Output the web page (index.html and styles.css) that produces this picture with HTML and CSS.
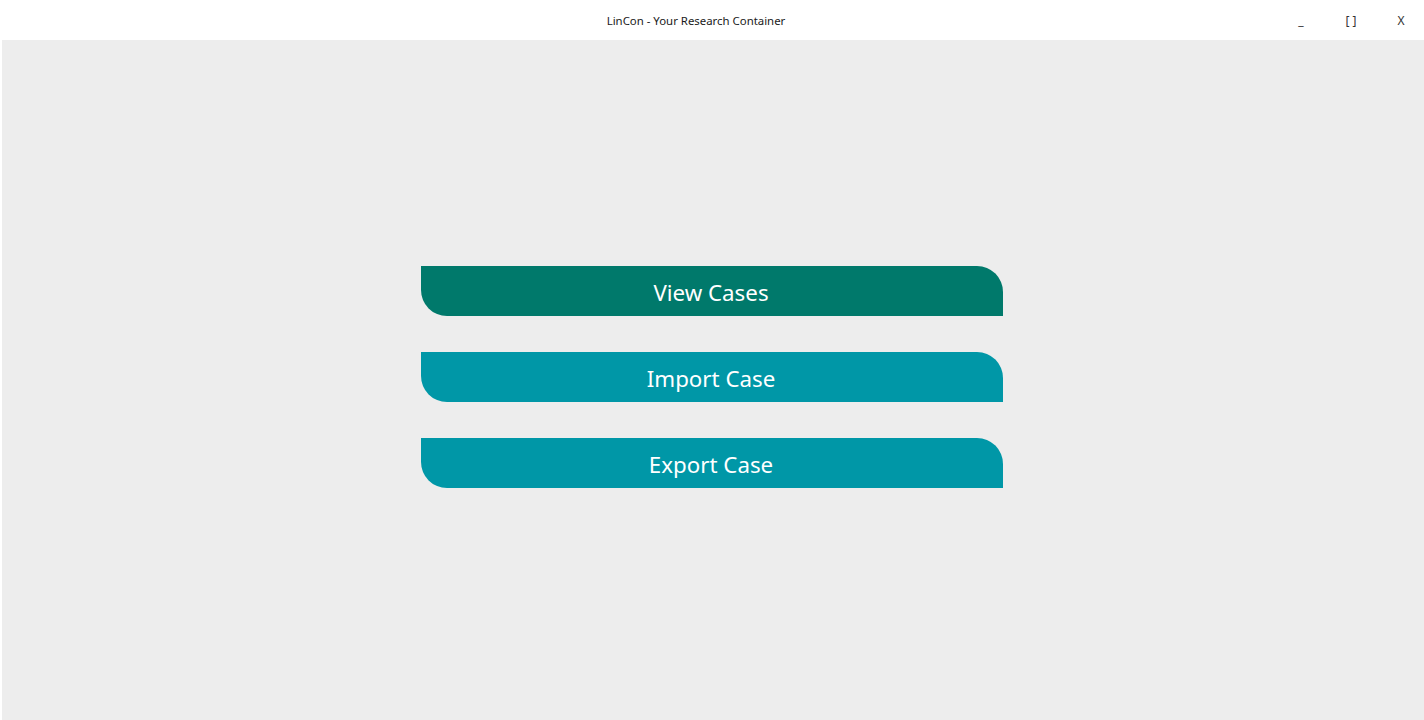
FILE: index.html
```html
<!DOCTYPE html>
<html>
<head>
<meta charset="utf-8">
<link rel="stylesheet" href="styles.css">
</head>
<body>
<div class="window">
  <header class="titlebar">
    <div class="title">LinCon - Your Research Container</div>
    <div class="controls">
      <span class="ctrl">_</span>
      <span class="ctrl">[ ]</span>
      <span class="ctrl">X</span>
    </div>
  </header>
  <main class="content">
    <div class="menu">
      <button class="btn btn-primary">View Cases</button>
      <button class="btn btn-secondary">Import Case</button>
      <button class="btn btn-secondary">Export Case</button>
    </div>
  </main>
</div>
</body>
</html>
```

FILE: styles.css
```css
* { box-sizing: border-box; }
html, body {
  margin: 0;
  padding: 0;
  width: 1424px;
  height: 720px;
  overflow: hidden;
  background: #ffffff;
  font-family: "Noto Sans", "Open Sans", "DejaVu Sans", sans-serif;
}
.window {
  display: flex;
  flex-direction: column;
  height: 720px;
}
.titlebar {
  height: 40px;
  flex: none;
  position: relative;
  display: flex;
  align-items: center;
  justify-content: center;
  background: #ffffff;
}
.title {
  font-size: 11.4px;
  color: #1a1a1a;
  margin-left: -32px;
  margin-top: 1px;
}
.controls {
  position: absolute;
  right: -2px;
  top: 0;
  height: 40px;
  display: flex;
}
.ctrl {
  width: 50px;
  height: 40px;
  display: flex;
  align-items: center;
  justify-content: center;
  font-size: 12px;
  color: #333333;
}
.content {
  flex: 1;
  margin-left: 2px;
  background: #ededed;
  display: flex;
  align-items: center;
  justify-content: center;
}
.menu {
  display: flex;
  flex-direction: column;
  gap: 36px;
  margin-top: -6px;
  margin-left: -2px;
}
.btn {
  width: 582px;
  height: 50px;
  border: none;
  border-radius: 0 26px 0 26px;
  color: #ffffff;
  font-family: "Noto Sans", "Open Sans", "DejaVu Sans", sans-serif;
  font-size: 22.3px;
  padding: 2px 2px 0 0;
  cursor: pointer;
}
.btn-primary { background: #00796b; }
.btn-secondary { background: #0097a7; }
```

# # #

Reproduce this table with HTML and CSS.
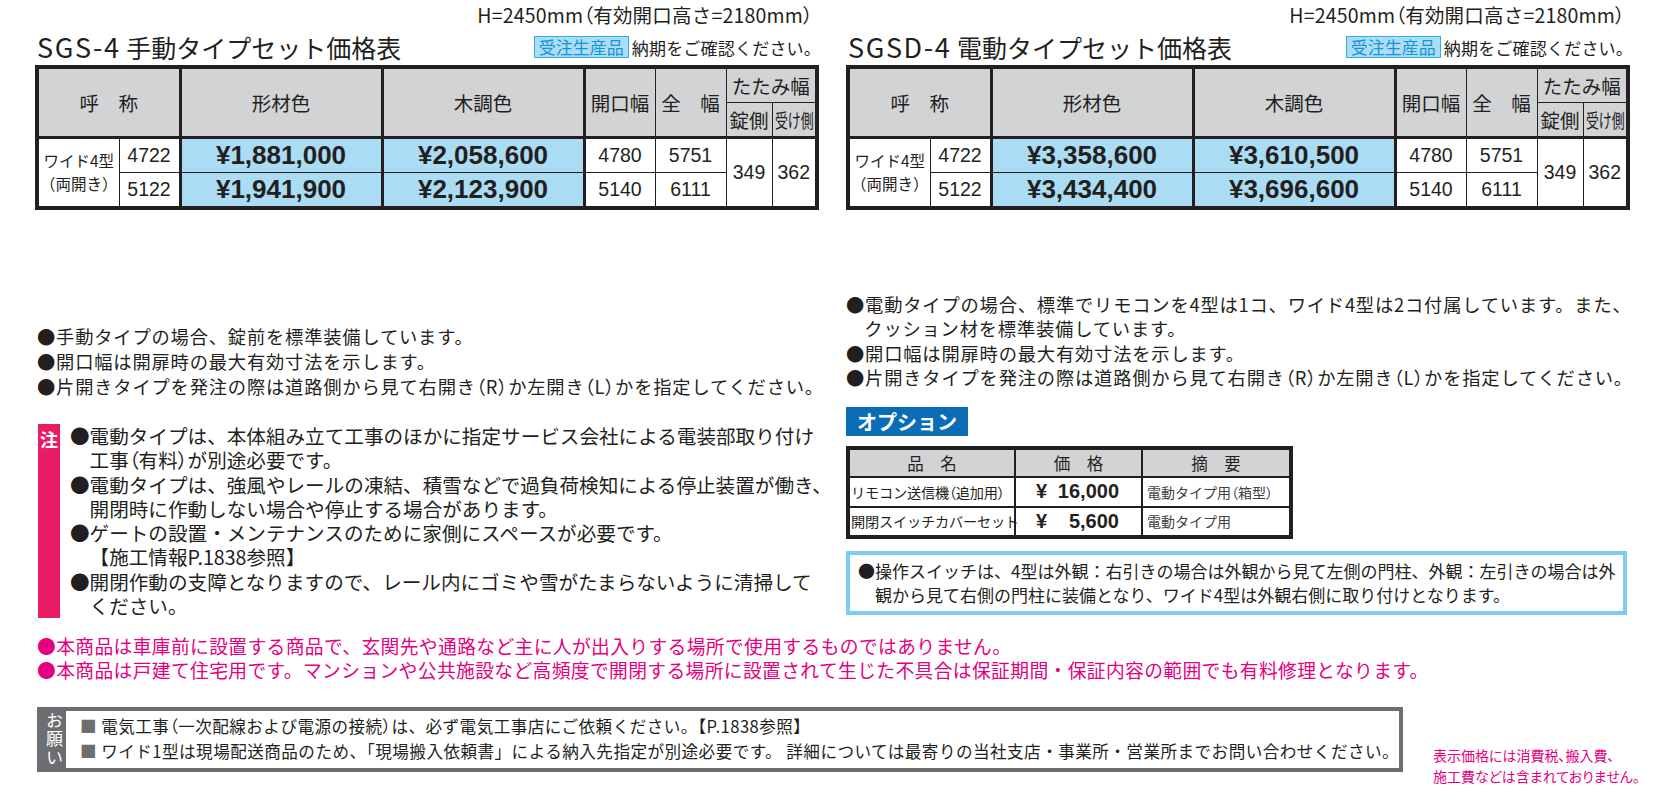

# # #

● GIVEN TASK: Establish how many lines of the material above hold the word "with". Nothing but the count should be returned.

● FINISHED TASK: 2